__Required task__
Reproduce the data exactly and drop any pictures it holds.
**** Record list ****
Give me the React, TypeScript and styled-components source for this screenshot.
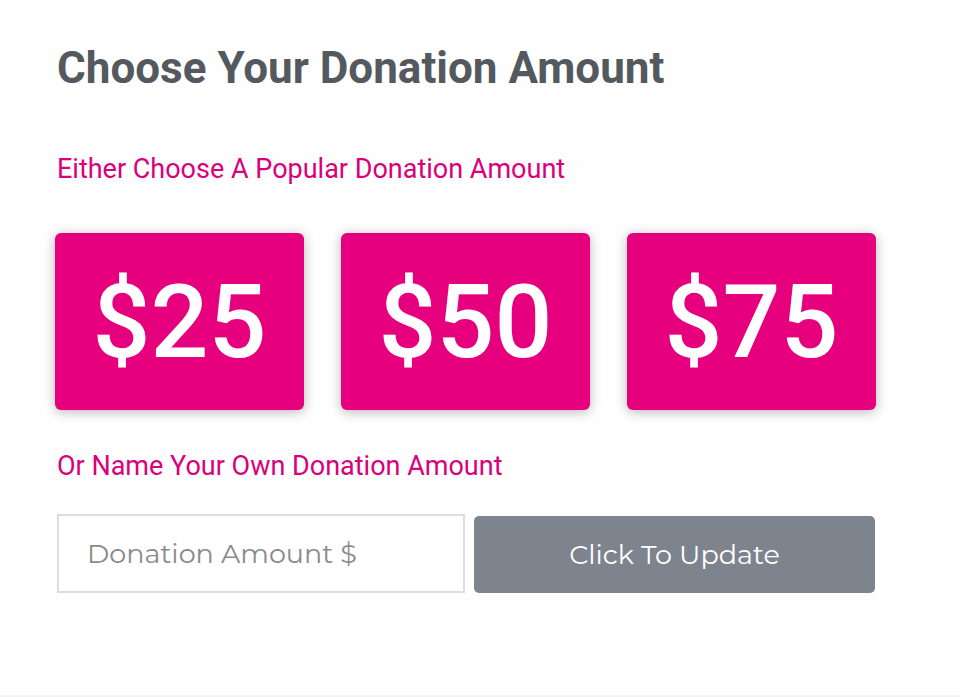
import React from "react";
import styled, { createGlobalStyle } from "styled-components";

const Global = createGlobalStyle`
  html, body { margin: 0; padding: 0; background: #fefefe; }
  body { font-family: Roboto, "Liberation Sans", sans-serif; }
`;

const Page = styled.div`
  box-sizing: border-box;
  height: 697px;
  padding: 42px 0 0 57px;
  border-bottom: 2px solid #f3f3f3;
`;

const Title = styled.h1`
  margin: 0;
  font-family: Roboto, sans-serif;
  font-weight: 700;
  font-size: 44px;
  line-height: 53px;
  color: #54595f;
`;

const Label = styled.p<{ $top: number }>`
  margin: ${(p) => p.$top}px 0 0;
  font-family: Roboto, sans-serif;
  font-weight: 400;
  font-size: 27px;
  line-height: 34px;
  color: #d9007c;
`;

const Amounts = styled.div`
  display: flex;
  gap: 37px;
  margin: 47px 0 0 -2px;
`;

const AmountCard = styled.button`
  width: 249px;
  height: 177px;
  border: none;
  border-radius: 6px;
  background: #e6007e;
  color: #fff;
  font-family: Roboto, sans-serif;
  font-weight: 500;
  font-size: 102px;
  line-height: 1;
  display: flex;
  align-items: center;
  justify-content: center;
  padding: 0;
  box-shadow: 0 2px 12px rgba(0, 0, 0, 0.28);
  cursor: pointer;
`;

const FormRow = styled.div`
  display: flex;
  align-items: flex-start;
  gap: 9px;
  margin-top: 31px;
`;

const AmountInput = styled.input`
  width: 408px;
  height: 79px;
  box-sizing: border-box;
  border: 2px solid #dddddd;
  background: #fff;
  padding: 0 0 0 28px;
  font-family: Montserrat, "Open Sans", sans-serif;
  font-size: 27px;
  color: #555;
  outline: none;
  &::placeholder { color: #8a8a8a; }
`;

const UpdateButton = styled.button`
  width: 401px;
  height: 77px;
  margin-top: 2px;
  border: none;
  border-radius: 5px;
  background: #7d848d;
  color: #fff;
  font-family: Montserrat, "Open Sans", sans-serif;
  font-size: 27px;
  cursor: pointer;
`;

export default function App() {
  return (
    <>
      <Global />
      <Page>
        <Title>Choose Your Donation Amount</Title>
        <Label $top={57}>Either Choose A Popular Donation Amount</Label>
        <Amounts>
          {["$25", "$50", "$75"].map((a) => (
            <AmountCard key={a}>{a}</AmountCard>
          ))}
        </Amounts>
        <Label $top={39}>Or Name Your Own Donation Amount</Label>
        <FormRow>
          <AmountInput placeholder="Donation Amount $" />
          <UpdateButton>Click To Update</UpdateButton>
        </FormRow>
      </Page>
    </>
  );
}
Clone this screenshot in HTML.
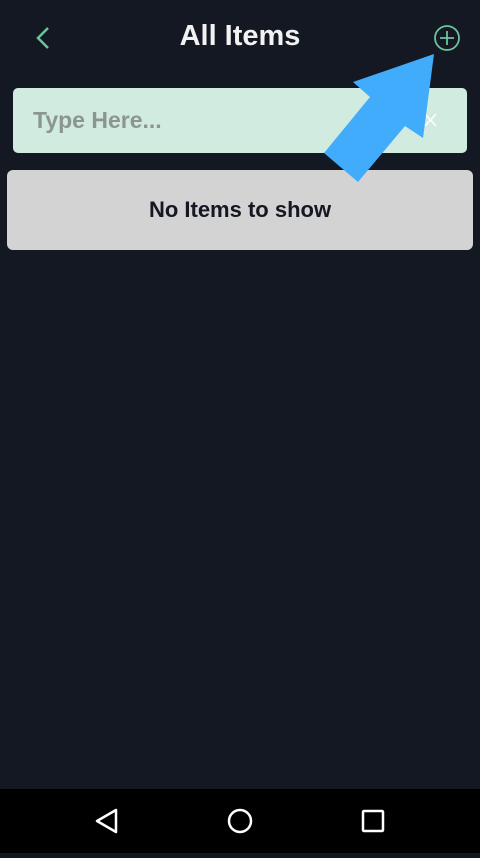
****
__Exercise solution__
Give me the React, TypeScript and styled-components source for this screenshot.
import React from "react";
import styled, { createGlobalStyle } from "styled-components";

const Global = createGlobalStyle`
  html, body { margin: 0; padding: 0; background: #fefefe; }
  body { font-family: Roboto, "Liberation Sans", sans-serif; }
`;

const Page = styled.div`
  box-sizing: border-box;
  height: 697px;
  padding: 42px 0 0 57px;
  border-bottom: 2px solid #f3f3f3;
`;

const Title = styled.h1`
  margin: 0;
  font-family: Roboto, sans-serif;
  font-weight: 700;
  font-size: 44px;
  line-height: 53px;
  color: #54595f;
`;

const Label = styled.p<{ $top: number }>`
  margin: ${(p) => p.$top}px 0 0;
  font-family: Roboto, sans-serif;
  font-weight: 400;
  font-size: 27px;
  line-height: 34px;
  color: #d9007c;
`;

const Amounts = styled.div`
  display: flex;
  gap: 37px;
  margin: 47px 0 0 -2px;
`;

const AmountCard = styled.button`
  width: 249px;
  height: 177px;
  border: none;
  border-radius: 6px;
  background: #e6007e;
  color: #fff;
  font-family: Roboto, sans-serif;
  font-weight: 500;
  font-size: 102px;
  line-height: 1;
  display: flex;
  align-items: center;
  justify-content: center;
  padding: 0;
  box-shadow: 0 2px 12px rgba(0, 0, 0, 0.28);
  cursor: pointer;
`;

const FormRow = styled.div`
  display: flex;
  align-items: flex-start;
  gap: 9px;
  margin-top: 31px;
`;

const AmountInput = styled.input`
  width: 408px;
  height: 79px;
  box-sizing: border-box;
  border: 2px solid #dddddd;
  background: #fff;
  padding: 0 0 0 28px;
  font-family: Montserrat, "Open Sans", sans-serif;
  font-size: 27px;
  color: #555;
  outline: none;
  &::placeholder { color: #8a8a8a; }
`;

const UpdateButton = styled.button`
  width: 401px;
  height: 77px;
  margin-top: 2px;
  border: none;
  border-radius: 5px;
  background: #7d848d;
  color: #fff;
  font-family: Montserrat, "Open Sans", sans-serif;
  font-size: 27px;
  cursor: pointer;
`;

export default function App() {
  return (
    <>
      <Global />
      <Page>
        <Title>Choose Your Donation Amount</Title>
        <Label $top={57}>Either Choose A Popular Donation Amount</Label>
        <Amounts>
          {["$25", "$50", "$75"].map((a) => (
            <AmountCard key={a}>{a}</AmountCard>
          ))}
        </Amounts>
        <Label $top={39}>Or Name Your Own Donation Amount</Label>
        <FormRow>
          <AmountInput placeholder="Donation Amount $" />
          <UpdateButton>Click To Update</UpdateButton>
        </FormRow>
      </Page>
    </>
  );
}
Clone this screenshot in HTML.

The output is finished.